While Columbus Council decides what to do with Government Center, more improvements planned

Columbus officials continue to weigh where and how new government facilities will be constructed, and the city’s mayor hopes the available options will be cut in half.

Columbus mayor Skip Henderson said Tuesday in an interview with the Ledger-Enquirer that he hopes the four options currently being considered for the city’s decaying government center can be cut down to two by the end of July.

“I think you’ll see the city manager’s officer — along with my office — he and I will sit down and review the information that people have given us during these public meetings and probably come in with a couple of recommendations trying to whittle it down to two,” he said. “I’d like for it to.”

Henderson’s comments came following a Tuesday council meeting where brief updates on improvements to the 48-year-old building and discussion about plans for the future center were discussed. They were:

Deputy City Manager Pam Hodge said that plans for stairwell pressurization and fire alarm system replacement at the current complex are being designed. The city is expected to solicit contract bids for the project in August, and construction is slated to begin in September.

The center’s current sprinkler system is also being reviewed.

The city may soon approve a construction manager-at-risk process to build the new center. The method, among other things, sets a guaranteed maximum price that leaves the firm responsible for any additional cost, reports The Balance, a small business website.

While he’d like for the options to be narrowed relatively soon, Henderson said that if a member of the Columbus Council wanted to take another look at an option, that is possible.

“That’s not etched in stone,” he said. “If a council member decides they want to take another look at another option, you know, we’ll bring it back. But we’ve got to start working our way towards some type of agreement of what we are going to do.”

Henderson has previously expressed his support for funding the new center through a Special Purpose Local Option Sales Tax (SPLOST). He said in previous interviews that the council has expressed interest in asking the public for a new SPLOST when the current education SPLOST ends.

The debate over the fate of the current Government Center on 10th Street started in January 2017 when then-mayor Teresa Tomlinson created the Commission on New Government and Judicial Building to review conditions at the center and present options for moving forward.

“This building has served us well for nearly fifty years,“ Tomlinson said at the time. “(But) this building no longer serves our needs.“

In recent times, the complex has dealt with a series of issues, including damaging flooding.
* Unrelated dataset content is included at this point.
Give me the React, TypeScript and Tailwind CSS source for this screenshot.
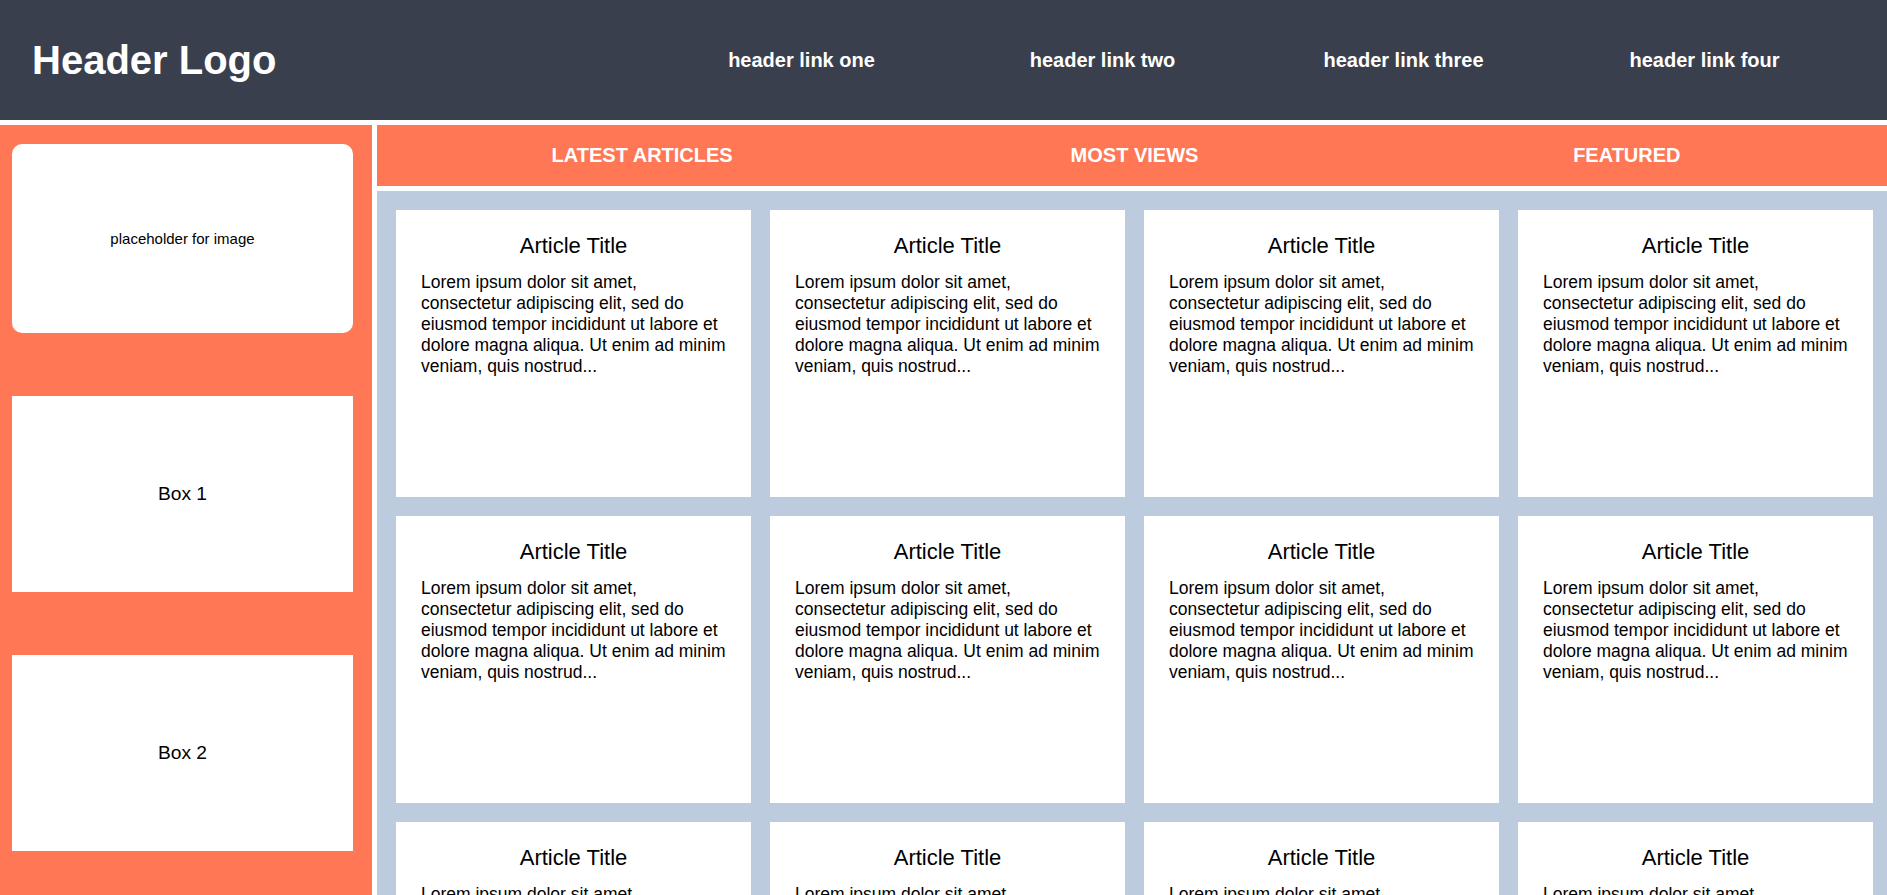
export default function App() {
  const links = ["header link one", "header link two", "header link three", "header link four"];
  const tabs = ["LATEST ARTICLES", "MOST VIEWS", "FEATURED"];
  const articles = Array.from({ length: 12 }, (_, i) => i);

  return (
    <div className="min-h-screen bg-white font-['Liberation_Sans',Arial,sans-serif] text-black">
      <header className="flex h-[120px] items-center justify-between bg-[#3a3f4e] px-8 text-white">
        <h1 className="text-[40px] font-bold leading-none">Header Logo</h1>
        <nav className="grid w-[1204px] grid-cols-4 text-center text-[20px] font-bold">
          {links.map((l) => (
            <a key={l} href="#">
              {l}
            </a>
          ))}
        </nav>
      </header>

      <div className="mt-[5px] flex gap-[5px]">
        <aside className="flex w-[372px] shrink-0 flex-col gap-[63px] bg-[#ff7755] pl-3 pr-[19px] pt-[19px]">
          <div className="flex h-[189px] items-center justify-center rounded-[10px] bg-white pt-px text-[15px]">
            placeholder for image
          </div>
          <div className="flex h-[196px] items-center justify-center bg-white text-[19.2px]">
            Box 1
          </div>
          <div className="flex h-[196px] items-center justify-center bg-white text-[19.2px]">
            Box 2
          </div>
        </aside>

        <main className="flex flex-1 flex-col gap-[5px]">
          <div className="grid h-[61px] grid-cols-3 items-center bg-[#ff7755] pb-[2px] pl-[19px] pr-[14px] text-center text-[20px] font-bold text-white">
            {tabs.map((t) => (
              <span key={t}>{t}</span>
            ))}
          </div>

          <section className="grid grid-cols-4 gap-[19px] bg-[#bccbde] py-[19px] pl-[19px] pr-[14px]">
            {articles.map((i) => (
              <article key={i} className="h-[287px] bg-white px-[25px] pt-[23px]">
                <h2 className="text-center text-[22px] leading-[26px]">Article Title</h2>
                <p className="mr-[-5px] mt-[13px] text-[17.5px] leading-[21px]">
                  Lorem ipsum dolor sit amet, consectetur adipiscing elit, sed do eiusmod tempor
                  incididunt ut labore et dolore magna aliqua. Ut enim ad minim veniam, quis
                  nostrud...
                </p>
              </article>
            ))}
          </section>
        </main>
      </div>
    </div>
  );
}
Now, the council and Henderson are looking at these options:

Option 1 would consist of a complete demolition of the wings and parking garage to provide for a new judicial center on the existing site. The tower would be renovated for city administration and a new parking structure would be created on the site.

Option 2 would consist of a complete demolition of the tower, wings and parking garage and provide for a new judicial center, new administration building and new parking deck to be constructed on the site.

Option 3 would consist of a complete demolition of the tower, wings and parking garage and provide for construction of a new judicial center and parking garage on existing site. A building and parking structure for city administration would be constructed on a new site.

Option 4 would consist of a new site for both judicial and administration facilities and parking to support those facilities.

Officials estimate around 300,000 square feet will be needed to replace the complex.

To do it the “right way” and make sure the city gets feedback about using the funds for a government center, a decision needs to come soon, Henderson said.

“We’re losing any wiggle room we had,” he said. “We need to go ahead and get moving. . .Ultimately, it’s up to the council.”

Ledger-Enquirer archives were used in this report.